TASK DATA —
────────────────────
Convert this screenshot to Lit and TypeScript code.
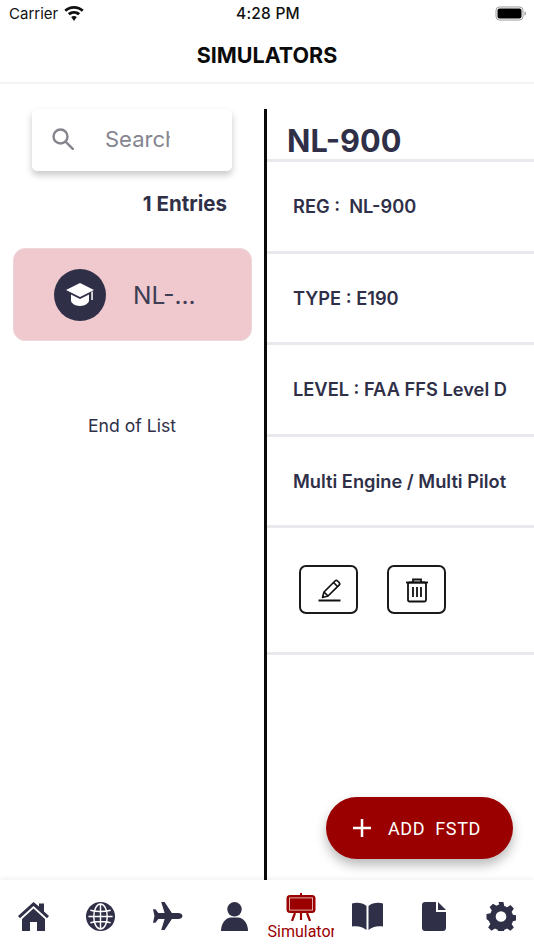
────────────────────
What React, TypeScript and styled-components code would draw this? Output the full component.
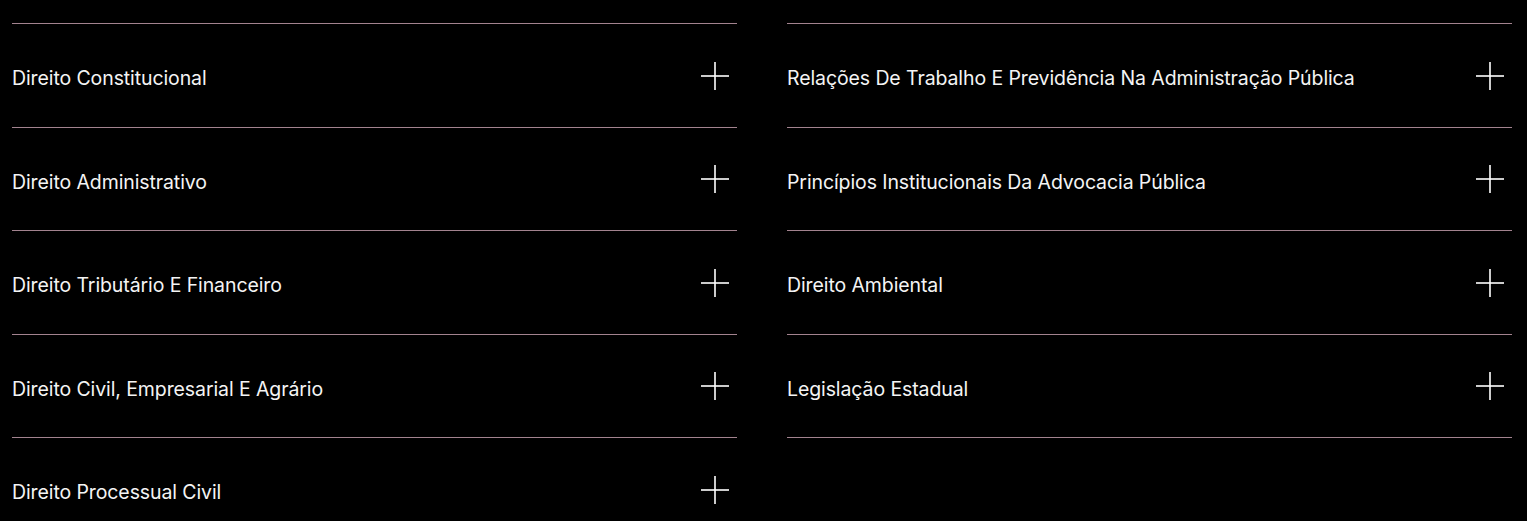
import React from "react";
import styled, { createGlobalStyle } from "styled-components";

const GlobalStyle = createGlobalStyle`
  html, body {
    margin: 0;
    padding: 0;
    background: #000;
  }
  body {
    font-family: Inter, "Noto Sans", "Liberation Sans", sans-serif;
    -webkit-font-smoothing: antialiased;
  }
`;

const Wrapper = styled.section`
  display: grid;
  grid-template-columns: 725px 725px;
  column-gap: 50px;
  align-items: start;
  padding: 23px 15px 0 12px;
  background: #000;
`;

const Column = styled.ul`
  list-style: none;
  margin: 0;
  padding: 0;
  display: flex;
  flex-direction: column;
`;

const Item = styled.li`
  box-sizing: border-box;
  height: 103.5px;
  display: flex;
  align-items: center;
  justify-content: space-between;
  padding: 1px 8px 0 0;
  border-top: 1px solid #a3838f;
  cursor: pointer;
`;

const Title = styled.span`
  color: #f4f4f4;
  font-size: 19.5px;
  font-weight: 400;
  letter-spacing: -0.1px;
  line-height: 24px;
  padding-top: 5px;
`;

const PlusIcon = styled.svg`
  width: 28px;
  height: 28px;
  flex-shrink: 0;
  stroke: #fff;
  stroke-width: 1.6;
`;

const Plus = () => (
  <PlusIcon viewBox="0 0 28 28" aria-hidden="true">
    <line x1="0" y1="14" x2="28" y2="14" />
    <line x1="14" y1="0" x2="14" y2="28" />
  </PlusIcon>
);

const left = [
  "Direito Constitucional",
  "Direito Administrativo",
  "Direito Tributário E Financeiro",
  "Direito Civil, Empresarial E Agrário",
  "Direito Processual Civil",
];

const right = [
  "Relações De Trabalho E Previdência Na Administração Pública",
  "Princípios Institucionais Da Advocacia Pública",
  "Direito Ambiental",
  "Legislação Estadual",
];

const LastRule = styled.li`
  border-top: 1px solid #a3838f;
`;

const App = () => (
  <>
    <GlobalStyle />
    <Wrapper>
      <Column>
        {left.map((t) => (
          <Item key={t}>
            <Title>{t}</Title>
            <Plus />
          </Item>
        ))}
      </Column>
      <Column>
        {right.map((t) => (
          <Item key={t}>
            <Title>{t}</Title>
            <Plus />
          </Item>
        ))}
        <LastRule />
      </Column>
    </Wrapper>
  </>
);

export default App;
────────────────────
PROBLEM STATEMENT — Show the lines where the word "this" appears in the entries.

REPLY —
Convert this screenshot to Lit and TypeScript code.
What React, TypeScript and styled-components code would draw this? Output the full component.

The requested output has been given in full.